Pull each line holding "screenshot" out of the entries below.

Records with interface code
────────

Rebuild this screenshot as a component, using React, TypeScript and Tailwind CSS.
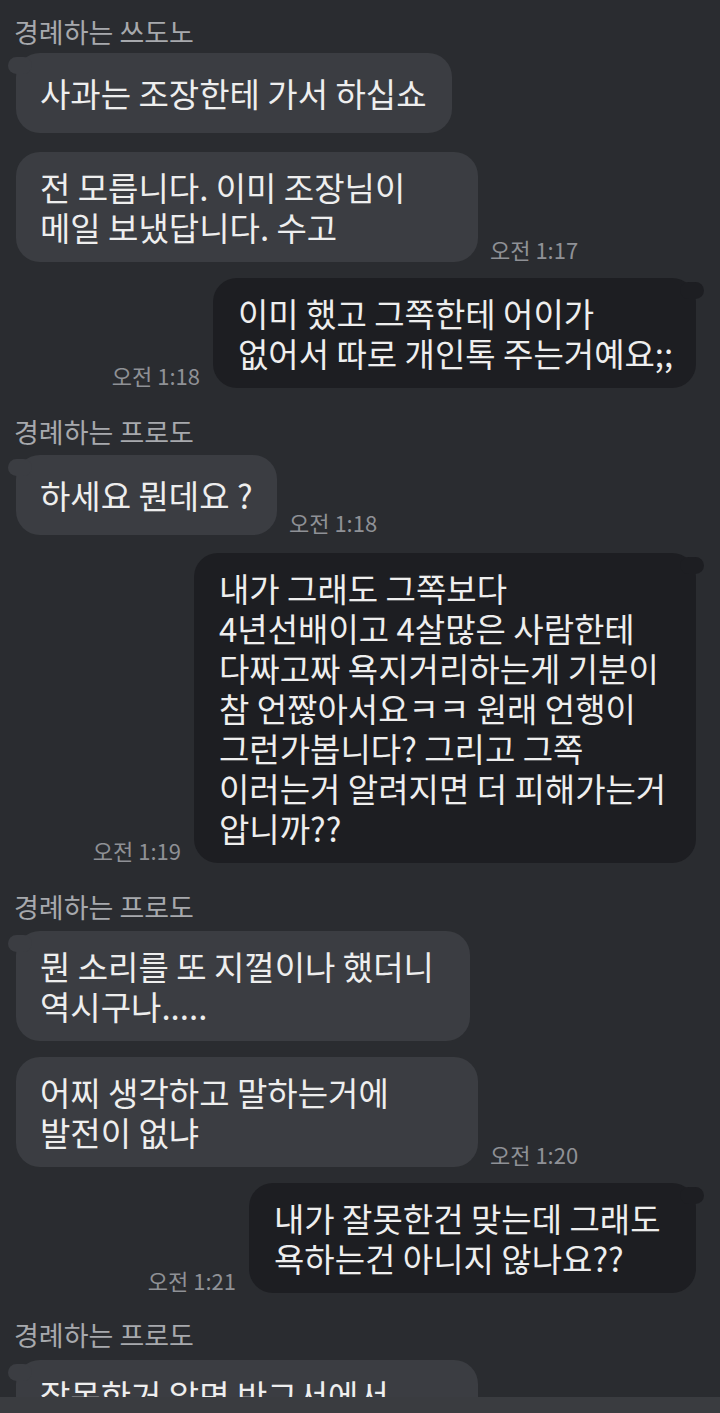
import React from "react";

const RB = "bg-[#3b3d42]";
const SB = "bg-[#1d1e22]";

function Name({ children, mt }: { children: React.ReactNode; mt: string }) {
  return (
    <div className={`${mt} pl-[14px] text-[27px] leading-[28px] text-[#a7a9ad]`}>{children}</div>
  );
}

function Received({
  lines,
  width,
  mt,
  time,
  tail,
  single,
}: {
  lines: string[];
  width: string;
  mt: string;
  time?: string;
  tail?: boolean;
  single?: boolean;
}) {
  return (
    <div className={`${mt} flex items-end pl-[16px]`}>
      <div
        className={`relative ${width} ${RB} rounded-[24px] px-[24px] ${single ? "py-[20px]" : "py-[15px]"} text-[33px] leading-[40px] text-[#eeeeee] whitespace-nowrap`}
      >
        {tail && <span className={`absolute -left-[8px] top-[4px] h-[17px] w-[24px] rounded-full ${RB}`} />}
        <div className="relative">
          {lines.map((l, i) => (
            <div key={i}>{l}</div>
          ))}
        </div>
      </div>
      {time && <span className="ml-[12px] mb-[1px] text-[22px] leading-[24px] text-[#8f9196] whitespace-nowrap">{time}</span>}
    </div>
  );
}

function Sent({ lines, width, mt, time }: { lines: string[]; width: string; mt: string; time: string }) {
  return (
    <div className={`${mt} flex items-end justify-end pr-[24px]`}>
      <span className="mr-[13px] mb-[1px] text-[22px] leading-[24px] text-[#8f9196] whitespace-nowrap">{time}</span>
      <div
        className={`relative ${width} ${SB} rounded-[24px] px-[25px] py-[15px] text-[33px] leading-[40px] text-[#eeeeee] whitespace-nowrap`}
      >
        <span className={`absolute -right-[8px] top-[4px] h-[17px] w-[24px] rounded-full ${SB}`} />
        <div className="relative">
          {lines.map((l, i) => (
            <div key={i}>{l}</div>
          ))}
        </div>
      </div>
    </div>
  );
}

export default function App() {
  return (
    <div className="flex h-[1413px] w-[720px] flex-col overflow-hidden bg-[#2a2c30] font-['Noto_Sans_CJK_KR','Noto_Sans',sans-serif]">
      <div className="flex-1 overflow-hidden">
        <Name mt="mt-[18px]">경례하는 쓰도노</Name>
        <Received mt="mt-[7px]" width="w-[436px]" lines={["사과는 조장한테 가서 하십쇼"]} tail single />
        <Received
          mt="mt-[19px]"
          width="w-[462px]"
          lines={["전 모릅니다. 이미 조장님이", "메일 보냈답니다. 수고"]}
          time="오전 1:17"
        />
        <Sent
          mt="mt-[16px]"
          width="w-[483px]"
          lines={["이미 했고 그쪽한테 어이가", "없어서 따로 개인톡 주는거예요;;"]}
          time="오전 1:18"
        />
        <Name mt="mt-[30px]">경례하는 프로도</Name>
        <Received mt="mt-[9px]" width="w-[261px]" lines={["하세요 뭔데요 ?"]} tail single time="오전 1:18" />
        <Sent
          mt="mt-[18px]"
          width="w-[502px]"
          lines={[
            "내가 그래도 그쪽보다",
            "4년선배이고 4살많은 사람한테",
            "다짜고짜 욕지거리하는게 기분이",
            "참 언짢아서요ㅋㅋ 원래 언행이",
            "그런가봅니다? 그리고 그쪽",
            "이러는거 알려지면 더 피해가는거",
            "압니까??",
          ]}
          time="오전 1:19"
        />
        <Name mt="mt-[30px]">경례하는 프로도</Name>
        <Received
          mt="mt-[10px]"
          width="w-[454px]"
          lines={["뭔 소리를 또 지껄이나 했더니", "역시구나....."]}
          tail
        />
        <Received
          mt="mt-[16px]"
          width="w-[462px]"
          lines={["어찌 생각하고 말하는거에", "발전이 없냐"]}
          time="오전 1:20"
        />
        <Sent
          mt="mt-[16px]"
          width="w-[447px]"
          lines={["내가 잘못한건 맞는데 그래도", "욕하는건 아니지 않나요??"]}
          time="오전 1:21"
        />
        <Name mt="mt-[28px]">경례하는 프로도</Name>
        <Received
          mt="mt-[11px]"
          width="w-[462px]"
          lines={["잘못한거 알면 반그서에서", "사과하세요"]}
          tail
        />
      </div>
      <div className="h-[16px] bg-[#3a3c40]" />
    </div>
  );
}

────────

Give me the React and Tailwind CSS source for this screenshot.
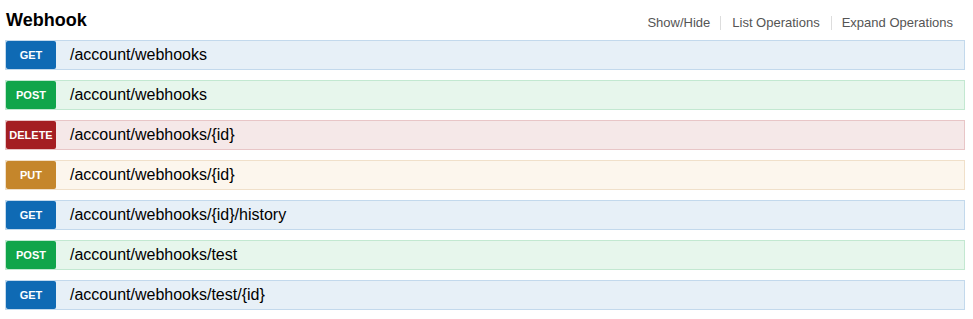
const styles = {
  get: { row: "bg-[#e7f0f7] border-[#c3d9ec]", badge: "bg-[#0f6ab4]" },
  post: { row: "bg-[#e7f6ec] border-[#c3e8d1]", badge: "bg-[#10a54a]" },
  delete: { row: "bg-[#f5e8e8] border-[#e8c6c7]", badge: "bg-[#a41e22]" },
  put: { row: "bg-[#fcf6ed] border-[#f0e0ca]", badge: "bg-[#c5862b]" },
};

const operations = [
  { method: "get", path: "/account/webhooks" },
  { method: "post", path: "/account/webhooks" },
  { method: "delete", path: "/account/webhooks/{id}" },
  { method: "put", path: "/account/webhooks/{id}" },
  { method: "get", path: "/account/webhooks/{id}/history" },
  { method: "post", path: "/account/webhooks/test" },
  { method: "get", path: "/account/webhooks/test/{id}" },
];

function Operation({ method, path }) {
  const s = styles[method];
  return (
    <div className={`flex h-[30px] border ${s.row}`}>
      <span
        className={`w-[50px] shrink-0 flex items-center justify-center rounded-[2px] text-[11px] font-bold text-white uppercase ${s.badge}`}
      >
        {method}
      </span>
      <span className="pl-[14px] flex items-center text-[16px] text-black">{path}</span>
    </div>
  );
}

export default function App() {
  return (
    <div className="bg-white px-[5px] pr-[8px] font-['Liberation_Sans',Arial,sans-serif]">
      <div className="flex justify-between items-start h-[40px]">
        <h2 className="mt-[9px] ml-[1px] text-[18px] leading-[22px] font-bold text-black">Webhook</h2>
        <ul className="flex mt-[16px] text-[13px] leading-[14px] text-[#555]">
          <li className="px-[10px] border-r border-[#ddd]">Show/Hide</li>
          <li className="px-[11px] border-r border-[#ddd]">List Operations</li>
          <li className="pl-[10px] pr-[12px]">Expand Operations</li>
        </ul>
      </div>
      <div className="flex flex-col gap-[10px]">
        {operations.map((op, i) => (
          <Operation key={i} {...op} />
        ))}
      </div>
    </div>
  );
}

────────

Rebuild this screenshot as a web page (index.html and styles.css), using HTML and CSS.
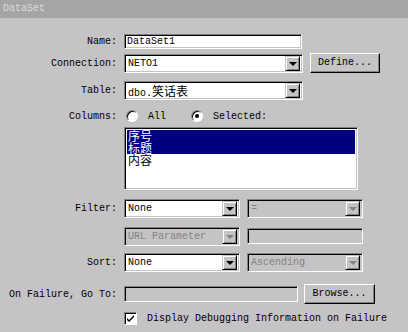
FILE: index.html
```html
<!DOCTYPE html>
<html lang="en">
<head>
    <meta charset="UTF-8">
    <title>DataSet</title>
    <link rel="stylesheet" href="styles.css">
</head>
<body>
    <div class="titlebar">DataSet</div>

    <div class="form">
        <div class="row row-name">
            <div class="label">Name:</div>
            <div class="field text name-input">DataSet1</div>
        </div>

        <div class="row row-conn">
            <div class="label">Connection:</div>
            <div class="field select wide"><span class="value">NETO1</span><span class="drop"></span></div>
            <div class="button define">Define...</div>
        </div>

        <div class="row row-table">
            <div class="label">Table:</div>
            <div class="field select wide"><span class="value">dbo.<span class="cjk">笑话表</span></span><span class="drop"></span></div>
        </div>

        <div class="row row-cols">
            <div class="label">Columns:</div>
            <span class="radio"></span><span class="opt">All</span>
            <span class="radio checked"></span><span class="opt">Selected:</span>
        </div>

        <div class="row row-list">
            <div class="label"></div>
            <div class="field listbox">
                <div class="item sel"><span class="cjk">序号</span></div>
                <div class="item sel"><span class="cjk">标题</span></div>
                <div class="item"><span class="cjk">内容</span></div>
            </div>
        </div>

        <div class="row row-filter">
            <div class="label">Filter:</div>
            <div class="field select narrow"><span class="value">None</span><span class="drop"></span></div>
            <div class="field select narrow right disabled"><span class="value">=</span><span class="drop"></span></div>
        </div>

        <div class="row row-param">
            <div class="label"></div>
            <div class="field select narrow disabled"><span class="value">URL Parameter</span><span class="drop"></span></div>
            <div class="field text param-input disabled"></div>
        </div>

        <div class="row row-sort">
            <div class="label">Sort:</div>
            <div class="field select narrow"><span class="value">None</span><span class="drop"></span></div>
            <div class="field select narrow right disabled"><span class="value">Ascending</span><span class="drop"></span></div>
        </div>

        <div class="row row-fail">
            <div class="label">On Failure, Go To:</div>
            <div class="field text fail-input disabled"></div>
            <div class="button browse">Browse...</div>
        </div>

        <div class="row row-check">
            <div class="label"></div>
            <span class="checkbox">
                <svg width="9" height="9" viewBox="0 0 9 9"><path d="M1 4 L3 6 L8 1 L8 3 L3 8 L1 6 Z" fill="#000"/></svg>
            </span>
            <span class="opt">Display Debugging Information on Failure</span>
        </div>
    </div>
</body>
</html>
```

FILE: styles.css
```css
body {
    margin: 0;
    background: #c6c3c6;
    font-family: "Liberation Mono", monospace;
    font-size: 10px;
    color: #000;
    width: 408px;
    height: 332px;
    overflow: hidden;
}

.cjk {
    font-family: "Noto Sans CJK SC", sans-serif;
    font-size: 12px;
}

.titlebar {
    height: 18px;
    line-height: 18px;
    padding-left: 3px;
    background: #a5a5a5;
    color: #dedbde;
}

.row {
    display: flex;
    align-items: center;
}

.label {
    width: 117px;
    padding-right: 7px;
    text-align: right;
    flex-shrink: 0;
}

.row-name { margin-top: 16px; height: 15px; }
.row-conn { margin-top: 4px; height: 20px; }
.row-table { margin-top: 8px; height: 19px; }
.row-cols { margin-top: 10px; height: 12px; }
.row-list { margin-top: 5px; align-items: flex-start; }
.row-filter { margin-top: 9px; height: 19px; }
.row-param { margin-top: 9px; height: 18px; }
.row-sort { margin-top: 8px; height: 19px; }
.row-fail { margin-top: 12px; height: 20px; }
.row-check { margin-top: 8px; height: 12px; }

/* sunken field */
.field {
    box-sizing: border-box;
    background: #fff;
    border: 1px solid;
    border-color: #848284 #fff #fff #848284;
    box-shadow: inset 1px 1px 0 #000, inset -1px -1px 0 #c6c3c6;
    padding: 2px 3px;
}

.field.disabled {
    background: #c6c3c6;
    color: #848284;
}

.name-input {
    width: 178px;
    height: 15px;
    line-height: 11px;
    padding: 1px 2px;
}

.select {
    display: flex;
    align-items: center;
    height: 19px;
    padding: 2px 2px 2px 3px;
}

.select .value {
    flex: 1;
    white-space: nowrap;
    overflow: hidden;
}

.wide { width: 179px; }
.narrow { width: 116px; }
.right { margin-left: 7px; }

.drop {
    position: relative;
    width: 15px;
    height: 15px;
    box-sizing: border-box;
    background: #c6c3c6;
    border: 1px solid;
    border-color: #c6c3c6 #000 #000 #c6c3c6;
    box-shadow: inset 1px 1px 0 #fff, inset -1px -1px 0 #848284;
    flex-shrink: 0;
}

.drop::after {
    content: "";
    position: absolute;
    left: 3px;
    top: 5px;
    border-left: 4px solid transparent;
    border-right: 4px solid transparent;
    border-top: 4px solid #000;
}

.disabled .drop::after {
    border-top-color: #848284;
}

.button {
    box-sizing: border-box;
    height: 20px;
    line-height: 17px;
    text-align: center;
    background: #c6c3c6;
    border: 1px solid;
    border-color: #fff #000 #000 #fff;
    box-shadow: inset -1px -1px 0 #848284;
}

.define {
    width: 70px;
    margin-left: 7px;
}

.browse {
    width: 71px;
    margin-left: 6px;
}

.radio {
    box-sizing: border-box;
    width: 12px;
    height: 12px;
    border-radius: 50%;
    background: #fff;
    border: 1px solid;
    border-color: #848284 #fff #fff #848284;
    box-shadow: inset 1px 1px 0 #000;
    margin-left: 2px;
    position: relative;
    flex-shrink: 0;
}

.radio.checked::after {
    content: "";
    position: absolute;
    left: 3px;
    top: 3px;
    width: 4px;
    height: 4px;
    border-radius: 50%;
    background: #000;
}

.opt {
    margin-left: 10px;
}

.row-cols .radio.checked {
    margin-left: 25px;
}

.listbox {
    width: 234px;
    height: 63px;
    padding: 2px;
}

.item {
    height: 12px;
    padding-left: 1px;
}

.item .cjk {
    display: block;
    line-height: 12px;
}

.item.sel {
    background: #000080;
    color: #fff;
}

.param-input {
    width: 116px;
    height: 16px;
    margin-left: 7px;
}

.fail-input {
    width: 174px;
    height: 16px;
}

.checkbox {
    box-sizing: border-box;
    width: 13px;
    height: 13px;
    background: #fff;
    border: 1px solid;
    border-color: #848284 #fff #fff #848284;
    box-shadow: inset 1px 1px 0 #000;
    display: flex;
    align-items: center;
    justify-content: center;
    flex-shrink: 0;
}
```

────────

SOLUTION TO THE PROBLEM
Rebuild this screenshot as a component, using React, TypeScript and Tailwind CSS.
Give me the React and Tailwind CSS source for this screenshot.
Rebuild this screenshot as a web page (index.html and styles.css), using HTML and CSS.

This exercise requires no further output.